• _Required task_
In your copy, include every line of the listing below exactly but none of the pictures.

===== Collected data =====

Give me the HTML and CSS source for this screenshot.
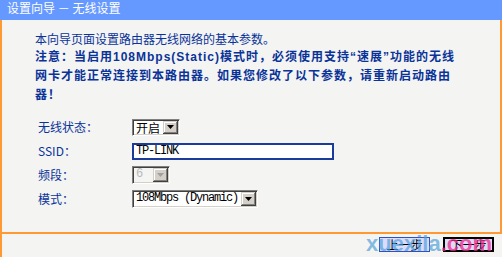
FILE: index.html
```html
<!DOCTYPE html>
<html lang="zh-CN">
<head>
    <meta charset="UTF-8">
    <title>设置向导 - 无线设置</title>
    <link rel="stylesheet" href="styles.css">
</head>
<body>
    <div class="page">
        <div class="title">设置向导 － 无线设置</div>

        <div class="panel">
            <p class="intro">本向导页面设置路由器无线网络的基本参数。</p>
            <p class="notice">注意：当启用108Mbps(Static)模式时，必须使用支持“速展”功能的无线网卡才能正常连接到本路由器。如果您修改了以下参数，请重新启动路由器！</p>

            <div class="form">
                <label class="form-label">无线状态：</label>
                <div>
                    <span class="combo combo-state">
                        <select class="combo-select">
                            <option>开启</option>
                            <option>关闭</option>
                        </select>
                        <span class="combo-arrow"><svg width="7" height="4" viewBox="0 0 7 4"><path d="M0 0h7L3.5 4z" fill="#000"/></svg></span>
                    </span>
                </div>

                <label class="form-label">SSID：</label>
                <div>
                    <input type="text" class="text-field" value="TP-LINK">
                </div>

                <label class="form-label">频段：</label>
                <div>
                    <span class="combo combo-channel disabled">
                        <select class="combo-select mono" disabled>
                            <option>6</option>
                        </select>
                        <span class="combo-arrow"><svg width="7" height="4" viewBox="0 0 7 4"><path d="M0 0h7L3.5 4z" fill="#a0a0a0"/></svg></span>
                    </span>
                </div>

                <label class="form-label">模式：</label>
                <div>
                    <span class="combo combo-mode">
                        <select class="combo-select mono">
                            <option>108Mbps (Dynamic)</option>
                            <option>108Mbps (Static)</option>
                            <option>54Mbps (802.11g)</option>
                        </select>
                        <span class="combo-arrow"><svg width="7" height="4" viewBox="0 0 7 4"><path d="M0 0h7L3.5 4z" fill="#000"/></svg></span>
                    </span>
                </div>
            </div>
        </div>

        <div class="actions">
            <button class="nav-button">上一步</button>
            <button class="nav-button default">下一步</button>
            <div class="watermark">xuexila<span class="watermark-com">.com</span></div>
        </div>
    </div>
</body>
</html>
```

FILE: styles.css
```css
body {
    margin: 0;
    padding: 0;
    background-color: #fff;
    font-family: "Noto Sans CJK SC", "Noto Sans", sans-serif;
    font-size: 12px;
}
.page {
    width: 502px;
    height: 257px;
}
.title {
    height: 20px;
    line-height: 16px;
    padding-left: 7px;
    background-color: #6699ff;
    color: #fff;
    font-size: 12px;
}
.panel {
    background-color: #f4f4f2;
    border-left: 2px solid #ff9933;
    border-right: 2px solid #ff9933;
    border-bottom: 2px solid #ff9933;
    padding: 9px 0 22px 33px;
}
.intro,
.notice {
    margin: 0;
    line-height: 19px;
    color: #0a3399;
}
.notice {
    width: 432px;
    font-family: "Liberation Sans", "Noto Sans CJK SC", sans-serif;
    font-weight: bold;
    letter-spacing: 1px;
}
.form {
    display: grid;
    grid-template-columns: 94px auto;
    grid-auto-rows: 24px;
    align-items: center;
    margin: 9px 0 0 3px;
}
.form-label {
    color: #0a3399;
}
.combo {
    display: inline-flex;
    align-items: stretch;
    box-sizing: border-box;
    height: 17px;
    vertical-align: middle;
    background-color: #fff;
    border: 1px solid;
    border-color: #808080 #fff #fff #808080;
    box-shadow: inset 1px 1px #404040, inset -1px -1px #d4d0c8;
    padding: 1px;
}
.combo-state { width: 48px; }
.combo-channel { width: 38px; height: 18px; }
.combo-mode { width: 126px; height: 18px; }
.combo.disabled {
    background-color: #f4f4f2;
}
.combo-select {
    flex: 1;
    min-width: 0;
    -webkit-appearance: none;
    appearance: none;
    border: none;
    outline: none;
    background: transparent;
    padding: 0 0 0 2px;
    margin: 0;
    font-family: "Noto Sans CJK SC", sans-serif;
    font-size: 12px;
    line-height: 13px;
    color: #000;
}
.combo-select.mono {
    font-family: "Liberation Mono", "DejaVu Sans Mono", monospace;
    letter-spacing: -1.2px;
}
.combo-select:disabled {
    color: #a0a0a0;
}
.combo-arrow {
    width: 15px;
    display: flex;
    align-items: center;
    justify-content: center;
    background-color: #d4d0c8;
    box-shadow: inset -1px -1px #404040, inset 1px 1px #d4d0c8, inset -2px -2px #808080, inset 2px 2px #fff;
}
.text-field {
    box-sizing: border-box;
    width: 202px;
    height: 17px;
    border: 2px solid #1c3c9c;
    padding: 0 0 0 2px;
    margin: 0;
    vertical-align: middle;
    font-family: "Liberation Mono", "DejaVu Sans Mono", monospace;
    font-size: 12px;
    letter-spacing: -1.2px;
    color: #000;
    outline: none;
}
.actions {
    position: relative;
    display: flex;
    justify-content: flex-end;
    gap: 13px;
    height: 23px;
    padding: 3px 8px 0 0;
    box-sizing: border-box;
    background-color: #f4f4f2;
    border-left: 2px solid #ff9933;
}
.nav-button {
    box-sizing: border-box;
    width: 51px;
    height: 15px;
    padding: 0;
    border: 1px solid #3050c0;
    background-color: #dcdcfa;
    font-family: "Noto Sans CJK SC", sans-serif;
    font-size: 12px;
    line-height: 12px;
    color: #000;
}
.nav-button.default {
    border: 2px solid #000;
}
.watermark {
    position: absolute;
    right: 10px;
    top: -1px;
    font-family: "Liberation Sans", sans-serif;
    font-weight: bold;
    font-size: 22px;
    line-height: 22px;
    color: rgba(80, 160, 220, 0.7);
    pointer-events: none;
}
.watermark-com {
    color: rgba(240, 40, 140, 0.75);
}
```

=====

• _Finished answer_
Give me the HTML and CSS source for this screenshot.
FILE: index.html
```html
<!DOCTYPE html>
<html lang="zh-CN">
<head>
    <meta charset="UTF-8">
    <title>设置向导 - 无线设置</title>
    <link rel="stylesheet" href="styles.css">
</head>
<body>
    <div class="page">
        <div class="title">设置向导 － 无线设置</div>

        <div class="panel">
            <p class="intro">本向导页面设置路由器无线网络的基本参数。</p>
            <p class="notice">注意：当启用108Mbps(Static)模式时，必须使用支持“速展”功能的无线网卡才能正常连接到本路由器。如果您修改了以下参数，请重新启动路由器！</p>

            <div class="form">
                <label class="form-label">无线状态：</label>
                <div>
                    <span class="combo combo-state">
                        <select class="combo-select">
                            <option>开启</option>
                            <option>关闭</option>
                        </select>
                        <span class="combo-arrow"><svg width="7" height="4" viewBox="0 0 7 4"><path d="M0 0h7L3.5 4z" fill="#000"/></svg></span>
                    </span>
                </div>

                <label class="form-label">SSID：</label>
                <div>
                    <input type="text" class="text-field" value="TP-LINK">
                </div>

                <label class="form-label">频段：</label>
                <div>
                    <span class="combo combo-channel disabled">
                        <select class="combo-select mono" disabled>
                            <option>6</option>
                        </select>
                        <span class="combo-arrow"><svg width="7" height="4" viewBox="0 0 7 4"><path d="M0 0h7L3.5 4z" fill="#a0a0a0"/></svg></span>
                    </span>
                </div>

                <label class="form-label">模式：</label>
                <div>
                    <span class="combo combo-mode">
                        <select class="combo-select mono">
                            <option>108Mbps (Dynamic)</option>
                            <option>108Mbps (Static)</option>
                            <option>54Mbps (802.11g)</option>
                        </select>
                        <span class="combo-arrow"><svg width="7" height="4" viewBox="0 0 7 4"><path d="M0 0h7L3.5 4z" fill="#000"/></svg></span>
                    </span>
                </div>
            </div>
        </div>

        <div class="actions">
            <button class="nav-button">上一步</button>
            <button class="nav-button default">下一步</button>
            <div class="watermark">xuexila<span class="watermark-com">.com</span></div>
        </div>
    </div>
</body>
</html>
```

FILE: styles.css
```css
body {
    margin: 0;
    padding: 0;
    background-color: #fff;
    font-family: "Noto Sans CJK SC", "Noto Sans", sans-serif;
    font-size: 12px;
}
.page {
    width: 502px;
    height: 257px;
}
.title {
    height: 20px;
    line-height: 16px;
    padding-left: 7px;
    background-color: #6699ff;
    color: #fff;
    font-size: 12px;
}
.panel {
    background-color: #f4f4f2;
    border-left: 2px solid #ff9933;
    border-right: 2px solid #ff9933;
    border-bottom: 2px solid #ff9933;
    padding: 9px 0 22px 33px;
}
.intro,
.notice {
    margin: 0;
    line-height: 19px;
    color: #0a3399;
}
.notice {
    width: 432px;
    font-family: "Liberation Sans", "Noto Sans CJK SC", sans-serif;
    font-weight: bold;
    letter-spacing: 1px;
}
.form {
    display: grid;
    grid-template-columns: 94px auto;
    grid-auto-rows: 24px;
    align-items: center;
    margin: 9px 0 0 3px;
}
.form-label {
    color: #0a3399;
}
.combo {
    display: inline-flex;
    align-items: stretch;
    box-sizing: border-box;
    height: 17px;
    vertical-align: middle;
    background-color: #fff;
    border: 1px solid;
    border-color: #808080 #fff #fff #808080;
    box-shadow: inset 1px 1px #404040, inset -1px -1px #d4d0c8;
    padding: 1px;
}
.combo-state { width: 48px; }
.combo-channel { width: 38px; height: 18px; }
.combo-mode { width: 126px; height: 18px; }
.combo.disabled {
    background-color: #f4f4f2;
}
.combo-select {
    flex: 1;
    min-width: 0;
    -webkit-appearance: none;
    appearance: none;
    border: none;
    outline: none;
    background: transparent;
    padding: 0 0 0 2px;
    margin: 0;
    font-family: "Noto Sans CJK SC", sans-serif;
    font-size: 12px;
    line-height: 13px;
    color: #000;
}
.combo-select.mono {
    font-family: "Liberation Mono", "DejaVu Sans Mono", monospace;
    letter-spacing: -1.2px;
}
.combo-select:disabled {
    color: #a0a0a0;
}
.combo-arrow {
    width: 15px;
    display: flex;
    align-items: center;
    justify-content: center;
    background-color: #d4d0c8;
    box-shadow: inset -1px -1px #404040, inset 1px 1px #d4d0c8, inset -2px -2px #808080, inset 2px 2px #fff;
}
.text-field {
    box-sizing: border-box;
    width: 202px;
    height: 17px;
    border: 2px solid #1c3c9c;
    padding: 0 0 0 2px;
    margin: 0;
    vertical-align: middle;
    font-family: "Liberation Mono", "DejaVu Sans Mono", monospace;
    font-size: 12px;
    letter-spacing: -1.2px;
    color: #000;
    outline: none;
}
.actions {
    position: relative;
    display: flex;
    justify-content: flex-end;
    gap: 13px;
    height: 23px;
    padding: 3px 8px 0 0;
    box-sizing: border-box;
    background-color: #f4f4f2;
    border-left: 2px solid #ff9933;
}
.nav-button {
    box-sizing: border-box;
    width: 51px;
    height: 15px;
    padding: 0;
    border: 1px solid #3050c0;
    background-color: #dcdcfa;
    font-family: "Noto Sans CJK SC", sans-serif;
    font-size: 12px;
    line-height: 12px;
    color: #000;
}
.nav-button.default {
    border: 2px solid #000;
}
.watermark {
    position: absolute;
    right: 10px;
    top: -1px;
    font-family: "Liberation Sans", sans-serif;
    font-weight: bold;
    font-size: 22px;
    line-height: 22px;
    color: rgba(80, 160, 220, 0.7);
    pointer-events: none;
}
.watermark-com {
    color: rgba(240, 40, 140, 0.75);
}
```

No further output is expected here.